When we got to the bottom of the 13th ( still tied 2-2), Beltran came up with the winning run on base.  Up to that point he had already knocked in both of St. Louis' runs, and he had that great throw out at the plate.  He came up with the chance to win the game and Mattinlgy chose to pitch to him.  Mattinlgy has a long, regrettable history of pitching to guys that can beat you, and then being being beat by them.  He just doesn't learn this one.

Know what the Cardinals' manager did all night when our guy who could beat you - Hanley Ramirez - came up to bat?  He didn't pitch to Hanley.
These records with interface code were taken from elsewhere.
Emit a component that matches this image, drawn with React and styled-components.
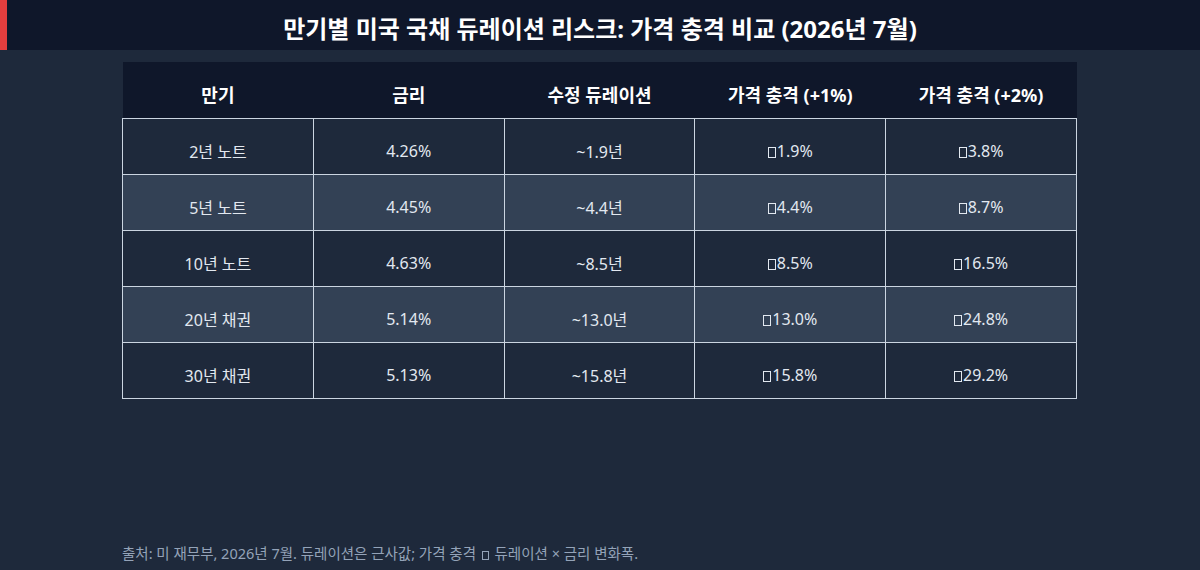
import React from 'react';
import styled, { createGlobalStyle } from 'styled-components';

const GlobalStyle = createGlobalStyle`
  html, body {
    margin: 0;
    padding: 0;
    background: #1e293b;
    font-family: "Noto Sans", "Noto Sans CJK KR", sans-serif;
  }
`;

const Page = styled.div`
  width: 1200px;
  height: 570px;
  background: #1e293b;
  display: flex;
  flex-direction: column;
  overflow: hidden;
`;

const TitleBar = styled.header`
  height: 50px;
  box-sizing: border-box;
  background: #0f172a;
  border-left: 7px solid #e53e3e;
  display: flex;
  align-items: center;
  justify-content: center;
  color: #fff;
  font-size: 24px;
  font-weight: 700;
  padding: 4px 7px 0 0;
`;

const Main = styled.main`
  flex: 1;
  padding: 12px 123px 0 122px;
  display: flex;
  flex-direction: column;
`;

const Table = styled.table`
  width: 955px;
  border-collapse: collapse;
  table-layout: fixed;
  color: #e2e8f0;
  font-size: 16px;
`;

const Th = styled.th`
  height: 56px;
  box-sizing: border-box;
  background: #0f172a;
  color: #fff;
  font-weight: 700;
  font-size: 18px;
  padding: 9px 0 0 0;
  text-align: center;
`;

const Row = styled.tr`
  background: ${p => (p.$alt ? '#334155' : '#1e293b')};
`;

const Td = styled.td`
  height: 56px;
  box-sizing: border-box;
  border: 1px solid #cbd5e1;
  text-align: center;
  padding: 10px 0 0 0;
`;

const Tofu = styled.span`
  display: inline-block;
  width: ${p => (p.$small ? '7px' : '8px')};
  height: ${p => (p.$small ? '9px' : '11px')};
  border: 1px solid currentColor;
  margin: 0 ${p => (p.$small ? '2px' : '1px')} 0 ${p => (p.$small ? '2px' : '0')};
  vertical-align: -1px;
  box-sizing: border-box;
`;

const Footer = styled.footer`
  margin-top: auto;
  padding: 0 0 7px 0;
  color: #94a3b8;
  font-size: 14.5px;
`;

const head = ['만기', '금리', '수정 듀레이션', '가격 충격 (+1%)', '가격 충격 (+2%)'];

const rows = [
  ['2년 노트', '4.26%', '~1.9년', '1.9%', '3.8%'],
  ['5년 노트', '4.45%', '~4.4년', '4.4%', '8.7%'],
  ['10년 노트', '4.63%', '~8.5년', '8.5%', '16.5%'],
  ['20년 채권', '5.14%', '~13.0년', '13.0%', '24.8%'],
  ['30년 채권', '5.13%', '~15.8년', '15.8%', '29.2%'],
];

export default function App() {
  return (
    <Page>
      <GlobalStyle />
      <TitleBar>만기별 미국 국채 듀레이션 리스크: 가격 충격 비교 (2026년 7월)</TitleBar>
      <Main>
        <Table>
          <thead>
            <tr>
              {head.map(h => <Th key={h}>{h}</Th>)}
            </tr>
          </thead>
          <tbody>
            {rows.map((r, i) => (
              <Row key={r[0]} $alt={i % 2 === 1}>
                <Td>{r[0]}</Td>
                <Td>{r[1]}</Td>
                <Td>{r[2]}</Td>
                <Td><Tofu />{r[3]}</Td>
                <Td><Tofu />{r[4]}</Td>
              </Row>
            ))}
          </tbody>
        </Table>
        <Footer>
          출처: 미 재무부, 2026년 7월. 듀레이션은 근사값; 가격 충격 <Tofu $small /> 듀레이션 × 금리 변화폭.
        </Footer>
      </Main>
    </Page>
  );
}
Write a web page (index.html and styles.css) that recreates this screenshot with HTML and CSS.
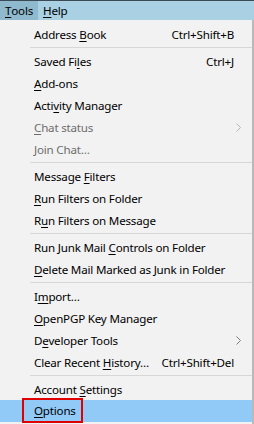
FILE: index.html
```html
<!DOCTYPE html>
<html lang="en">
<head>
    <meta charset="UTF-8">
    <title>Tools menu</title>
    <link rel="stylesheet" href="styles.css">
</head>
<body>
    <div class="menubar">
        <span class="bar-item open"><u>T</u>ools</span>
        <span class="bar-item"><u>H</u>elp</span>
    </div>

    <div class="menu">
        <div class="item"><span class="label">Address <u>B</u>ook</span><span class="key">Ctrl+Shift+B</span></div>
        <div class="sep"></div>
        <div class="item"><span class="label">Saved Fi<u>l</u>es</span><span class="key">Ctrl+J</span></div>
        <div class="item"><span class="label"><u>A</u>dd-ons</span></div>
        <div class="item"><span class="label">Acti<u>v</u>ity Manager</span></div>
        <div class="item disabled"><span class="label"><u>C</u>hat status</span>
            <svg class="arrow" width="5" height="9" viewBox="0 0 5 9"><polyline points="0.5,0.5 4.5,4.5 0.5,8.5" fill="none" stroke="currentColor"/></svg>
        </div>
        <div class="item disabled"><span class="label">Join Chat…</span></div>
        <div class="sep"></div>
        <div class="item"><span class="label">Message <u>F</u>ilters</span></div>
        <div class="item"><span class="label"><u>R</u>un Filters on Folder</span></div>
        <div class="item"><span class="label">R<u>u</u>n Filters on Message</span></div>
        <div class="sep"></div>
        <div class="item"><span class="label">Run Junk Mail <u>C</u>ontrols on Folder</span></div>
        <div class="item"><span class="label"><u>D</u>elete Mail Marked as Junk in Folder</span></div>
        <div class="sep"></div>
        <div class="item"><span class="label">I<u>m</u>port…</span></div>
        <div class="item"><span class="label"><u>O</u>penPGP Key Manager</span></div>
        <div class="item"><span class="label">D<u>e</u>veloper Tools</span>
            <svg class="arrow" width="5" height="9" viewBox="0 0 5 9"><polyline points="0.5,0.5 4.5,4.5 0.5,8.5" fill="none" stroke="currentColor"/></svg>
        </div>
        <div class="item"><span class="label">Clear Recent <u>H</u>istory…</span><span class="key">Ctrl+Shift+Del</span></div>
        <div class="sep"></div>
        <div class="item"><span class="label">Account <u>S</u>ettings</span></div>
        <div class="item active"><span class="label marked"><u>O</u>ptions</span></div>
    </div>
</body>
</html>
```

FILE: styles.css
```css
body {
    margin: 0;
    width: 254px;
    height: 424px;
    overflow: hidden;
    background: #f2f2f2;
    font-family: 'Noto Sans', sans-serif;
    font-size: 11.6px;
    letter-spacing: -0.2px;
    color: #000;
}

u {
    text-decoration: underline;
    text-underline-offset: 2px;
}

.menubar {
    display: flex;
    height: 19px;
    border-top: 1px solid #3b4a55;
    background: #a9d1e3;
}

.bar-item {
    display: flex;
    align-items: center;
    padding: 0 6px 0 5px;
}

.bar-item.open {
    background: #8fb9cd;
    padding-right: 5px;
}

.menu {
    width: 252px;
    padding: 3px 0 2px 0;
    border-right: 2px solid #b9b9b9;
    background: #f2f2f2;
}

.item {
    display: flex;
    align-items: center;
    height: 22px;
    padding: 0 18px 0 34px;
    white-space: nowrap;
}

.item .label {
    flex: 1;
}

.item .key {
    margin-left: 8px;
}

.item .arrow {
    margin-right: -7px;
    color: #7a7a7a;
}

.item.disabled {
    color: #6d6d6d;
}

.item.disabled .arrow {
    color: #b5b5b5;
}

.item.active {
    background: #91c9f7;
}

.item .marked {
    flex: none;
    box-sizing: border-box;
    height: 25px;
    margin: -2px 0 0 -12px;
    padding: 0 5px 0 10px;
    line-height: 21px;
    border: 2px solid #e00000;
}

.sep {
    height: 1px;
    margin: 2px 0 2px 30px;
    background: #d7d7d7;
}
```
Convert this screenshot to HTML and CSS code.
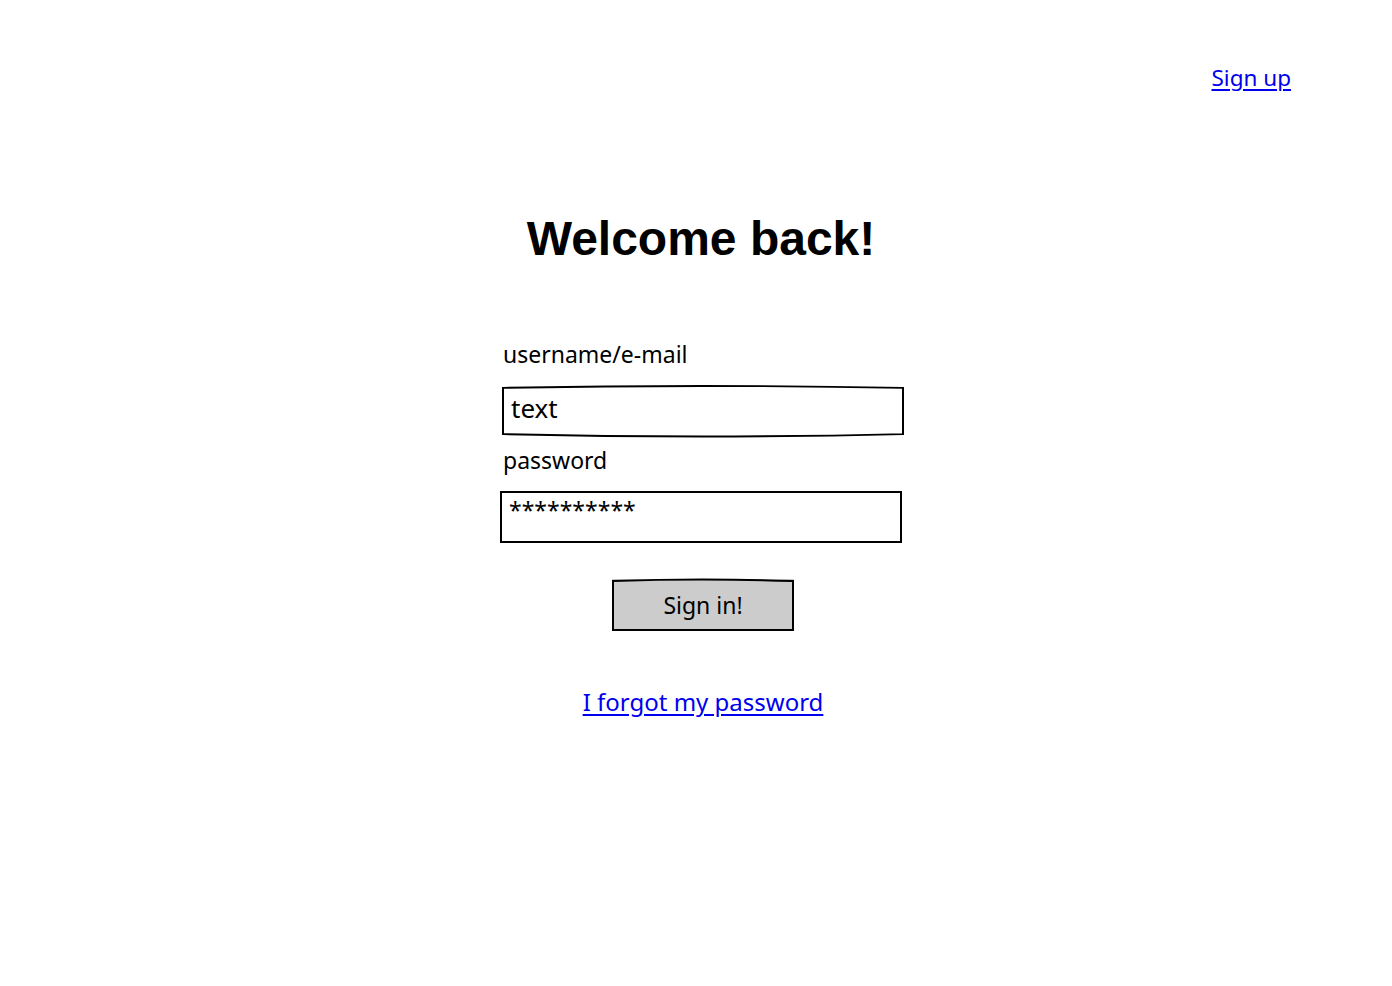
FILE: index.html
```html
<!DOCTYPE html>
<html>
<head>
<meta charset="utf-8">
<link rel="stylesheet" href="styles.css">
</head>
<body>
<header class="topbar">
  <a class="link signup" href="#">Sign up</a>
</header>
<main class="page">
  <h1 class="title">Welcome back!</h1>
  <form class="form">
    <label class="label">username/e-mail</label>
    <div class="field field-sketch">
      <span class="field-text">text</span>
      <svg class="sketch" viewBox="0 0 402 54" preserveAspectRatio="none"><path d="M1 3 Q200 -1 401 3 L401 51 Q200 56 1 51 Z" fill="none" stroke="#000" stroke-width="2"/></svg>
    </div>
    <label class="label label-pw">password</label>
    <div class="field field-plain">
      <span class="field-text stars">**********</span>
    </div>
    <div class="actions">
      <button type="button" class="btn">Sign in!
        <svg class="sketch" viewBox="0 0 182 52" preserveAspectRatio="none"><path d="M1 2 Q90 -1 181 2 L181 51 L1 51 Z" fill="none" stroke="#000" stroke-width="2"/></svg>
      </button>
    </div>
    <div class="forgot-row">
      <a class="link forgot" href="#">I forgot my password</a>
    </div>
  </form>
</main>
</body>
</html>
```
FILE: styles.css
```css
body {
  margin: 0;
  background: #fff;
  color: #000;
  font-family: "Noto Sans", "DejaVu Sans", sans-serif;
}
.topbar {
  display: flex;
  justify-content: flex-end;
  padding: 62px 101px 0 0;
}
.link {
  color: #0000ee;
  text-decoration: underline;
  text-underline-offset: 3px;
}
.signup {
  font-size: 22.5px;
}
.page {
  display: flex;
  flex-direction: column;
  align-items: center;
}
.title {
  font-family: "Liberation Sans", Arial, sans-serif;
  font-weight: bold;
  font-size: 48px;
  margin: 118px 0 0 10px;
  line-height: 56px;
}
.form {
  width: 402px;
  margin: 72px 0 0 14px;
  display: flex;
  flex-direction: column;
}
.label {
  font-size: 23px;
  line-height: 30px;
  padding-left: 1px;
}
.label-pw {
  margin-top: 8px;
}
.field {
  position: relative;
  height: 52px;
  box-sizing: border-box;
}
.field-sketch {
  margin-top: 16px;
  padding: 6px 9px;
}
.field-plain {
  margin-top: 16px;
  margin-left: -2px;
  width: 402px;
  border: 2px solid #000;
  padding: 2px 7px;
}
.field-text {
  font-size: 26px;
  line-height: 34px;
}
.stars {
  font-size: 23px;
  line-height: 30px;
  letter-spacing: 0;
}
.sketch {
  position: absolute;
  inset: 0;
  width: 100%;
  height: 100%;
  overflow: visible;
}
.actions {
  display: flex;
  justify-content: center;
  margin-top: 36px;
}
.btn {
  position: relative;
  width: 182px;
  height: 52px;
  background: #cccccc;
  border: none;
  font-family: inherit;
  font-size: 23px;
  color: #000;
  padding: 0;
}
.forgot-row {
  display: flex;
  justify-content: center;
  margin-top: 54px;
}
.forgot {
  font-size: 24px;
}
```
He took the bat right out of Hanley's hands and therefore he couldn't win the game for us. 

Mattingly refused to take a pass on Beltran in the 13th.  In the previous series he walked weak-hitting Reed Johnson for the bases loaded percentage scenario, but tonight he refused to walk game-dominator Beltran and the Dodger Nation payed for it.  Beltran, the guy who had been beating us all night, capped his evening off with a game winning hit and Zack Greinke's masterful eight innings were wasted.

From here on in it's painfully clear that the Dodger bats are going to have to step it up and overcompensate for Mattingly Baseball, because if this series becomes a chess match between managers, our guy will be the one who keeps asking, "How does the horse move?"

 Can't wait for game two.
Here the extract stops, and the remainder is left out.